PROBLEM DETAILS:
Can you copy out the data exactly? Leave the images out.
***** COLLECTED MATERIAL *****
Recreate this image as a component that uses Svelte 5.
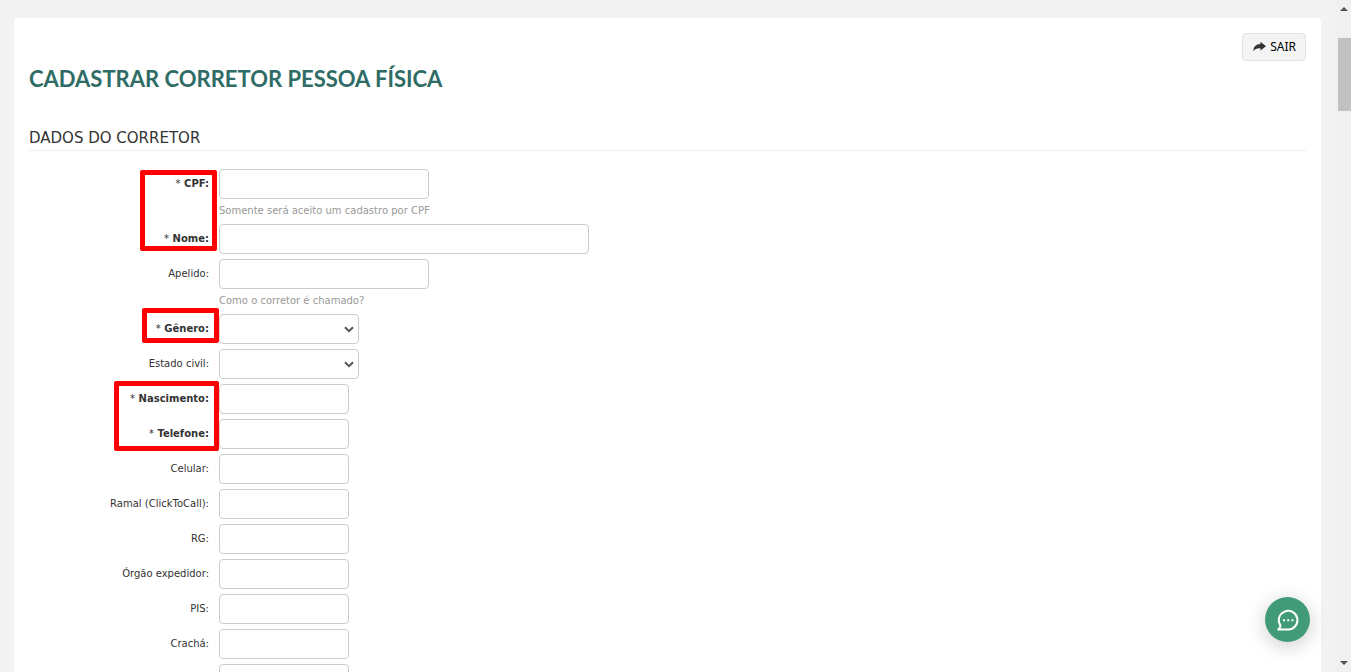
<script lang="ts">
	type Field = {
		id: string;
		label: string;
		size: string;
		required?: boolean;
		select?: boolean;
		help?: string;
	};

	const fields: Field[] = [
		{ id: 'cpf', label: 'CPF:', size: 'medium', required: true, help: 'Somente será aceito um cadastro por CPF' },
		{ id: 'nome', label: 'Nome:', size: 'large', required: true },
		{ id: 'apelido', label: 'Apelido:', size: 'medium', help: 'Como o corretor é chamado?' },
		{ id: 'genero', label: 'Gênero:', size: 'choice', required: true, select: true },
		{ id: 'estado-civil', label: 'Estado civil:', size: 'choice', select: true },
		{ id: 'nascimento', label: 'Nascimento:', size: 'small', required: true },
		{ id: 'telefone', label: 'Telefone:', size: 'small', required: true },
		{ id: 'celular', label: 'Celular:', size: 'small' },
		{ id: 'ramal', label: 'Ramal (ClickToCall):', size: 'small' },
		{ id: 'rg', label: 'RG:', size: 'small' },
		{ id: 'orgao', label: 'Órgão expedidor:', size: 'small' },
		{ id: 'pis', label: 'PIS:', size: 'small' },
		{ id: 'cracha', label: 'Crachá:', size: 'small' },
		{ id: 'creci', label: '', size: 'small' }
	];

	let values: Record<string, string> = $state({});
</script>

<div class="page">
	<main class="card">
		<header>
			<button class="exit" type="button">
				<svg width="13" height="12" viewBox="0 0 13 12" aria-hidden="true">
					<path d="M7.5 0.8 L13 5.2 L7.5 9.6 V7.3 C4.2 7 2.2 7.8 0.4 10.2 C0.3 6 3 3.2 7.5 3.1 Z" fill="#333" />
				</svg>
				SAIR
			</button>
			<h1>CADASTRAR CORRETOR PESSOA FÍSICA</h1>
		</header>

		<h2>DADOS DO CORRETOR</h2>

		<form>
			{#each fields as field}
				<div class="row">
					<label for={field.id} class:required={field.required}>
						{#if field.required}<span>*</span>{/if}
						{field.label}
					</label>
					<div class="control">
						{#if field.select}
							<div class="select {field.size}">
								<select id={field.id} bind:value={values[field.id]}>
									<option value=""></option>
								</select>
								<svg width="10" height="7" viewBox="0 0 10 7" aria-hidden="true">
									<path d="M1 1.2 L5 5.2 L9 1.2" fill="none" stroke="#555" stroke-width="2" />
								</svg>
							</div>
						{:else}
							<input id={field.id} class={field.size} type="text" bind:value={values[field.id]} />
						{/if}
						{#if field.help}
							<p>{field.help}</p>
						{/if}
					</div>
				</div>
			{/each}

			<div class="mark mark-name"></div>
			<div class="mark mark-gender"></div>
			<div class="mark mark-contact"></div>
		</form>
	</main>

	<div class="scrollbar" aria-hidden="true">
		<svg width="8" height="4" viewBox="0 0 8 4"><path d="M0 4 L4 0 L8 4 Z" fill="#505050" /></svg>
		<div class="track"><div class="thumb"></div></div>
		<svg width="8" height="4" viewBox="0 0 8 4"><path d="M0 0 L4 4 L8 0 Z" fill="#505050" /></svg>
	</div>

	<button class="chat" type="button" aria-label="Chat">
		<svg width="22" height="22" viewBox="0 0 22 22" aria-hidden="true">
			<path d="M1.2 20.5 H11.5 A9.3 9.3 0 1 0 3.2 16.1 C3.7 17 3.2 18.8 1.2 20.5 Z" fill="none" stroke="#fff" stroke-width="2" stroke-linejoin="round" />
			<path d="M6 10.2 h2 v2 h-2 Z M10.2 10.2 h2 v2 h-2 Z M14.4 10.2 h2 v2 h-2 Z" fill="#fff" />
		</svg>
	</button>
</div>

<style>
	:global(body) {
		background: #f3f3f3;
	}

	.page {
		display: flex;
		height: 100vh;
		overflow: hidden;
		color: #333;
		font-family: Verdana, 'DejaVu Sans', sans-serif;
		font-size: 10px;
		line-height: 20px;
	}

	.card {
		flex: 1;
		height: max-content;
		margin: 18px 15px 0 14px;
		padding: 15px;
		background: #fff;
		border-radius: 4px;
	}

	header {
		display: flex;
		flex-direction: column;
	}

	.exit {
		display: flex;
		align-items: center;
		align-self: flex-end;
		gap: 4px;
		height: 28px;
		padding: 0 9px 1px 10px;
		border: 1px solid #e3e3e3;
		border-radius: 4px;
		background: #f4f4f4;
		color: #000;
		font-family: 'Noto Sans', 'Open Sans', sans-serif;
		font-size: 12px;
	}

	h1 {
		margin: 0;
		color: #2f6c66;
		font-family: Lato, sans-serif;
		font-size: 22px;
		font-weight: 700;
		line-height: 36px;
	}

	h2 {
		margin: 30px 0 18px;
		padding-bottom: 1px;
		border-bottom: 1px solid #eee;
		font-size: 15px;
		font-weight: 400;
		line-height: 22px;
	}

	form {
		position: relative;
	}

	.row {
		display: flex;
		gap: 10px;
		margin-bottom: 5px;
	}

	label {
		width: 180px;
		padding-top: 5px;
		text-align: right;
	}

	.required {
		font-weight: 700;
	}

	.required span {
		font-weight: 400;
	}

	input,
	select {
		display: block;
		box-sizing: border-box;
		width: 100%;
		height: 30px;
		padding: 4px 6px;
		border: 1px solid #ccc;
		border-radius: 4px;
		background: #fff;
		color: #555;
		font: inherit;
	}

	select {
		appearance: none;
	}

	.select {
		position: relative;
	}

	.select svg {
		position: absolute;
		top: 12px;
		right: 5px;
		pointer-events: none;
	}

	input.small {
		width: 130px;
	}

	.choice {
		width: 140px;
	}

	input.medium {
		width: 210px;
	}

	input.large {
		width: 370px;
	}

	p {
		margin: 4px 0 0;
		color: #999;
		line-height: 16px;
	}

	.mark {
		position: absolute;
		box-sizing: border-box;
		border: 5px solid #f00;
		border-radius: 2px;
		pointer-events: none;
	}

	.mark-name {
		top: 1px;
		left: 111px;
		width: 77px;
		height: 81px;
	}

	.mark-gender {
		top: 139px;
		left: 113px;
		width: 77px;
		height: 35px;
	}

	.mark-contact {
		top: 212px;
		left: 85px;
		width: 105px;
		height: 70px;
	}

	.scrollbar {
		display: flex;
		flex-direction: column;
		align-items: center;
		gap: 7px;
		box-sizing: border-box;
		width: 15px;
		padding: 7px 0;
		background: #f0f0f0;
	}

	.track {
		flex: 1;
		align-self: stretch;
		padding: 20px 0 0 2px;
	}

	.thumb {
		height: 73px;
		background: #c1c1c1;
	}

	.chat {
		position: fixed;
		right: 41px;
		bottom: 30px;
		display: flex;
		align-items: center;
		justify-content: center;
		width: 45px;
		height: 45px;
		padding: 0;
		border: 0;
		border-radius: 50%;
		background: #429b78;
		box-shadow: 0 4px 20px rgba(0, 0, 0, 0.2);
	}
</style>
*****
RESULT OF THIS TASK:
Recreate this image as a component that uses Svelte 5.
<script lang="ts">
	type Field = {
		id: string;
		label: string;
		size: string;
		required?: boolean;
		select?: boolean;
		help?: string;
	};

	const fields: Field[] = [
		{ id: 'cpf', label: 'CPF:', size: 'medium', required: true, help: 'Somente será aceito um cadastro por CPF' },
		{ id: 'nome', label: 'Nome:', size: 'large', required: true },
		{ id: 'apelido', label: 'Apelido:', size: 'medium', help: 'Como o corretor é chamado?' },
		{ id: 'genero', label: 'Gênero:', size: 'choice', required: true, select: true },
		{ id: 'estado-civil', label: 'Estado civil:', size: 'choice', select: true },
		{ id: 'nascimento', label: 'Nascimento:', size: 'small', required: true },
		{ id: 'telefone', label: 'Telefone:', size: 'small', required: true },
		{ id: 'celular', label: 'Celular:', size: 'small' },
		{ id: 'ramal', label: 'Ramal (ClickToCall):', size: 'small' },
		{ id: 'rg', label: 'RG:', size: 'small' },
		{ id: 'orgao', label: 'Órgão expedidor:', size: 'small' },
		{ id: 'pis', label: 'PIS:', size: 'small' },
		{ id: 'cracha', label: 'Crachá:', size: 'small' },
		{ id: 'creci', label: '', size: 'small' }
	];

	let values: Record<string, string> = $state({});
</script>

<div class="page">
	<main class="card">
		<header>
			<button class="exit" type="button">
				<svg width="13" height="12" viewBox="0 0 13 12" aria-hidden="true">
					<path d="M7.5 0.8 L13 5.2 L7.5 9.6 V7.3 C4.2 7 2.2 7.8 0.4 10.2 C0.3 6 3 3.2 7.5 3.1 Z" fill="#333" />
				</svg>
				SAIR
			</button>
			<h1>CADASTRAR CORRETOR PESSOA FÍSICA</h1>
		</header>

		<h2>DADOS DO CORRETOR</h2>

		<form>
			{#each fields as field}
				<div class="row">
					<label for={field.id} class:required={field.required}>
						{#if field.required}<span>*</span>{/if}
						{field.label}
					</label>
					<div class="control">
						{#if field.select}
							<div class="select {field.size}">
								<select id={field.id} bind:value={values[field.id]}>
									<option value=""></option>
								</select>
								<svg width="10" height="7" viewBox="0 0 10 7" aria-hidden="true">
									<path d="M1 1.2 L5 5.2 L9 1.2" fill="none" stroke="#555" stroke-width="2" />
								</svg>
							</div>
						{:else}
							<input id={field.id} class={field.size} type="text" bind:value={values[field.id]} />
						{/if}
						{#if field.help}
							<p>{field.help}</p>
						{/if}
					</div>
				</div>
			{/each}

			<div class="mark mark-name"></div>
			<div class="mark mark-gender"></div>
			<div class="mark mark-contact"></div>
		</form>
	</main>

	<div class="scrollbar" aria-hidden="true">
		<svg width="8" height="4" viewBox="0 0 8 4"><path d="M0 4 L4 0 L8 4 Z" fill="#505050" /></svg>
		<div class="track"><div class="thumb"></div></div>
		<svg width="8" height="4" viewBox="0 0 8 4"><path d="M0 0 L4 4 L8 0 Z" fill="#505050" /></svg>
	</div>

	<button class="chat" type="button" aria-label="Chat">
		<svg width="22" height="22" viewBox="0 0 22 22" aria-hidden="true">
			<path d="M1.2 20.5 H11.5 A9.3 9.3 0 1 0 3.2 16.1 C3.7 17 3.2 18.8 1.2 20.5 Z" fill="none" stroke="#fff" stroke-width="2" stroke-linejoin="round" />
			<path d="M6 10.2 h2 v2 h-2 Z M10.2 10.2 h2 v2 h-2 Z M14.4 10.2 h2 v2 h-2 Z" fill="#fff" />
		</svg>
	</button>
</div>

<style>
	:global(body) {
		background: #f3f3f3;
	}

	.page {
		display: flex;
		height: 100vh;
		overflow: hidden;
		color: #333;
		font-family: Verdana, 'DejaVu Sans', sans-serif;
		font-size: 10px;
		line-height: 20px;
	}

	.card {
		flex: 1;
		height: max-content;
		margin: 18px 15px 0 14px;
		padding: 15px;
		background: #fff;
		border-radius: 4px;
	}

	header {
		display: flex;
		flex-direction: column;
	}

	.exit {
		display: flex;
		align-items: center;
		align-self: flex-end;
		gap: 4px;
		height: 28px;
		padding: 0 9px 1px 10px;
		border: 1px solid #e3e3e3;
		border-radius: 4px;
		background: #f4f4f4;
		color: #000;
		font-family: 'Noto Sans', 'Open Sans', sans-serif;
		font-size: 12px;
	}

	h1 {
		margin: 0;
		color: #2f6c66;
		font-family: Lato, sans-serif;
		font-size: 22px;
		font-weight: 700;
		line-height: 36px;
	}

	h2 {
		margin: 30px 0 18px;
		padding-bottom: 1px;
		border-bottom: 1px solid #eee;
		font-size: 15px;
		font-weight: 400;
		line-height: 22px;
	}

	form {
		position: relative;
	}

	.row {
		display: flex;
		gap: 10px;
		margin-bottom: 5px;
	}

	label {
		width: 180px;
		padding-top: 5px;
		text-align: right;
	}

	.required {
		font-weight: 700;
	}

	.required span {
		font-weight: 400;
	}

	input,
	select {
		display: block;
		box-sizing: border-box;
		width: 100%;
		height: 30px;
		padding: 4px 6px;
		border: 1px solid #ccc;
		border-radius: 4px;
		background: #fff;
		color: #555;
		font: inherit;
	}

	select {
		appearance: none;
	}

	.select {
		position: relative;
	}

	.select svg {
		position: absolute;
		top: 12px;
		right: 5px;
		pointer-events: none;
	}

	input.small {
		width: 130px;
	}

	.choice {
		width: 140px;
	}

	input.medium {
		width: 210px;
	}

	input.large {
		width: 370px;
	}

	p {
		margin: 4px 0 0;
		color: #999;
		line-height: 16px;
	}

	.mark {
		position: absolute;
		box-sizing: border-box;
		border: 5px solid #f00;
		border-radius: 2px;
		pointer-events: none;
	}

	.mark-name {
		top: 1px;
		left: 111px;
		width: 77px;
		height: 81px;
	}

	.mark-gender {
		top: 139px;
		left: 113px;
		width: 77px;
		height: 35px;
	}

	.mark-contact {
		top: 212px;
		left: 85px;
		width: 105px;
		height: 70px;
	}

	.scrollbar {
		display: flex;
		flex-direction: column;
		align-items: center;
		gap: 7px;
		box-sizing: border-box;
		width: 15px;
		padding: 7px 0;
		background: #f0f0f0;
	}

	.track {
		flex: 1;
		align-self: stretch;
		padding: 20px 0 0 2px;
	}

	.thumb {
		height: 73px;
		background: #c1c1c1;
	}

	.chat {
		position: fixed;
		right: 41px;
		bottom: 30px;
		display: flex;
		align-items: center;
		justify-content: center;
		width: 45px;
		height: 45px;
		padding: 0;
		border: 0;
		border-radius: 50%;
		background: #429b78;
		box-shadow: 0 4px 20px rgba(0, 0, 0, 0.2);
	}
</style>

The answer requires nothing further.